Quali innesti si utilizzano più frequentemente?

I tendini più utilizzati sono:

  • I tendini del gracile e del semitendinoso (spesso la scelta più comune).
  • Il tendine rotuleo (uso abbastanza diffuso).
  • In rari casi una parte del tendine del quadricipite.

La letteratura non mostra differenze chiare nei risultati a lungo termine tra i vari trapianti: la scelta dipende spesso dall’esperienza del chirurgo e dalle caratteristiche del paziente.

Quali sono i vantaggi dell’artroscopia rispetto alla tecnica aperta?

L’artroscopia comporta un’invasività molto minore, con recupero più rapido e minori problemi di rigidità post-operatoria rispetto all’antica tecnica aperta (artrotomia). I tempi di recupero e la qualità funzionale post-operatoria sono decisamente migliori con l’approccio artroscopico.

Quanto dura l’intervento?

La durata dell’intervento varia a seconda delle lesioni associate, ma generalmente oscilla tra i 30 e i 60 minuti. È un intervento molto sistematico e ripetitivo: tempi intorno alla mezz’ora sono frequenti, mentre è raro arrivare a tempi più lunghi se non per casi complessi.

Com’è il decorso post-operatorio e quali sono le fasi della riabilitazione?

La riabilitazione procede per fasi e richiede collaborazione del paziente e un buon protocollo fisioterapico:

  1. Fase immediata (primo mese): gestione del dolore e inizio precoce della mobilizzazione per recuperare l’elasticità articolare. Si protegge il ginocchio, abitualmente in modo parziale, dal carico (questo dipende dalle lesioni associate). Entro circa un mese, salvo problemi aggiuntivi (es. lesioni cartilaginee), il paziente è in grado di estendere e flettere buona parte del ginocchio e spesso cammina senza stampelle.
  2. Fase intermedia (fino a 3 mesi): ripresa del tono muscolare; intorno ai tre mesi, se il percorso è stato eseguito correttamente, si può iniziare la corsa lineare.
  3. Riatletizzazione (dopo la corsa lineare): lavoro mirato su destrezza, equilibrio monopodalico, balzi e salti per recuperare agilità e controllo neuromotorio.

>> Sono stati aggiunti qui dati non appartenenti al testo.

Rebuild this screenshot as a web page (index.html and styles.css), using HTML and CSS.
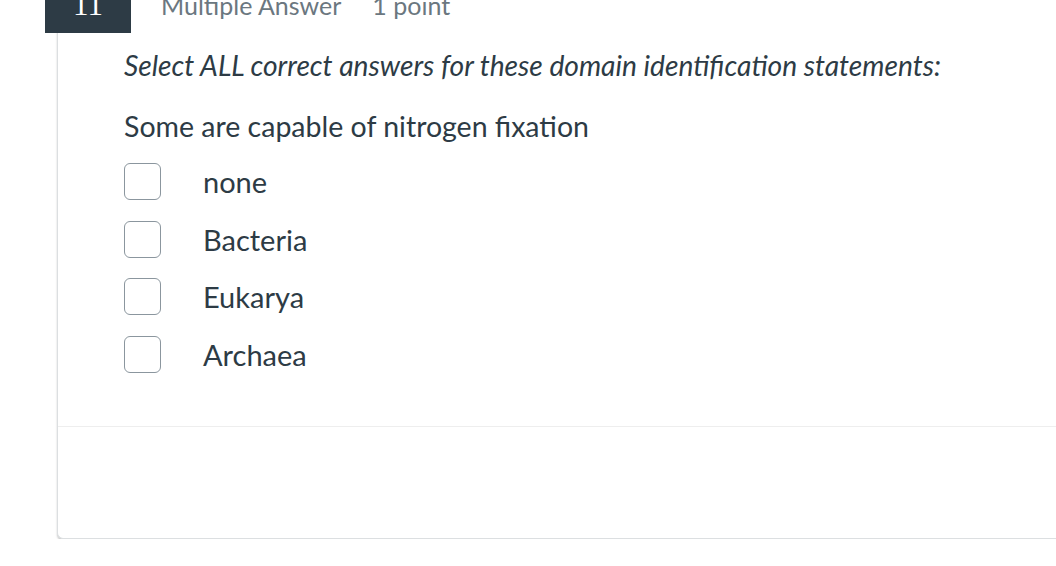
FILE: index.html
```html
<!DOCTYPE html>
<html>
<head>
<meta charset="utf-8">
<link rel="stylesheet" href="styles.css">
</head>
<body>
<div class="page">
  <section class="card">
    <header class="card-head">
      <div class="badge">11</div>
      <div class="meta">
        <span class="type">Multiple Answer</span>
        <span class="points">1 point</span>
      </div>
    </header>
    <div class="card-body">
      <p class="prompt">Select ALL correct answers for these domain identification statements:</p>
      <p class="stem">Some are capable of nitrogen fixation</p>
      <ul class="options">
        <li class="option"><span class="box"></span><span class="label">none</span></li>
        <li class="option"><span class="box"></span><span class="label">Bacteria</span></li>
        <li class="option"><span class="box"></span><span class="label">Eukarya</span></li>
        <li class="option"><span class="box"></span><span class="label">Archaea</span></li>
      </ul>
    </div>
    <div class="card-foot"></div>
  </section>
</div>
</body>
</html>
```

FILE: styles.css
```css
html, body {
  margin: 0;
  padding: 0;
  background: #ffffff;
  overflow: hidden;
}
body {
  font-family: Lato, "Noto Sans", sans-serif;
  color: #2d3b45;
}
.page {
  padding-left: 57px;
  margin-top: -40px;
}
.card {
  position: relative;
  border: 1px solid #dcdfe1;
  border-right: none;
  border-radius: 6px 0 0 6px;
  box-shadow: 0 2px 2px rgba(0, 0, 0, 0.2);
  background: #fff;
}
.card-head {
  height: 72px;
  display: flex;
  align-items: flex-end;
}
.badge {
  position: absolute;
  left: -13px;
  top: -1px;
  width: 86px;
  height: 73px;
  background: #2d3b45;
  color: #fff;
  font-family: "Liberation Serif", "DejaVu Serif", serif;
  font-size: 31px;
  display: flex;
  align-items: flex-end;
  justify-content: center;
  padding-bottom: 8px;
  box-sizing: border-box;
  line-height: 40px;
}
.meta {
  margin-left: 103px;
  display: flex;
  gap: 31px;
  font-size: 25px;
  color: #6b7780;
  line-height: 24px;
  padding-bottom: 16px;
}
.card-body {
  padding: 0 0 0 66px;
  height: 393px;
  border-bottom: 1px solid #eeeeee;
}
.prompt {
  margin: 0;
  padding-top: 15px;
  font-style: italic;
  font-size: 28.2px;
  line-height: 34px;
}
.stem {
  margin: 27px 0 0;
  font-size: 28.5px;
  line-height: 34px;
}
.options {
  list-style: none;
  margin: 20px 0 0;
  padding: 0;
  display: flex;
  flex-direction: column;
  gap: 20.5px;
}
.option {
  display: flex;
  align-items: center;
  height: 37px;
}
.box {
  width: 37px;
  height: 37px;
  box-sizing: border-box;
  border: 1px solid #8b969e;
  border-radius: 6px;
  flex: none;
}
.label {
  margin-left: 42px;
  font-size: 29px;
  line-height: 37px;
}
.card-foot {
  height: 111px;
}
```
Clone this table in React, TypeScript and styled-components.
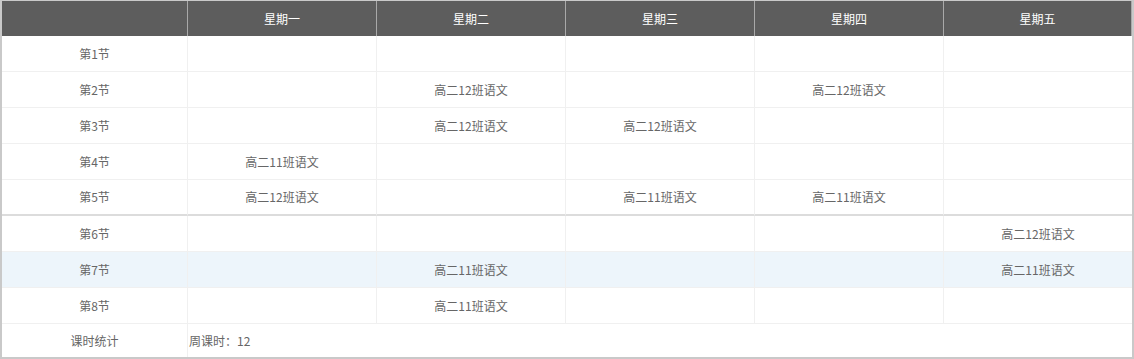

Quando si può tornare allo sport?

La letteratura attuale concorda su tempi biologici minimi di circa 6 mesi prima di un ritorno allo sport. Pur esistendo pressioni mediatiche e sportive per un ritorno rapido, meno di sei mesi è quasi impossibile per ottenere un recupero neuromotorio adeguato. Il ritorno dipende però anche dalla forza muscolare, dalla destrezza e dal percorso riabilitativo seguito: il calendario è indicativo, ma il criterio principale è il recupero funzionale del paziente.

Quali sono i principali rischi e complicanze dell’intervento?

La complicanza che più temiamo in ortopedia è l’infezione. Grazie ai protocolli attuali il rischio è molto ridotto, dell’ordine di grandezza di 1–3 per mille (0,1–0,3%). Quando si verifica, però, può essere gestita efficacemente con terapie mediche e, se necessario, con semplici procedure come un lavaggio artroscopico; la diagnosi tempestiva è fondamentale. Nel complesso, con protocolli moderni e collaborazione multidisciplinare, le conseguenze si riducono notevolmente e la maggior parte dei pazienti recupera normalmente.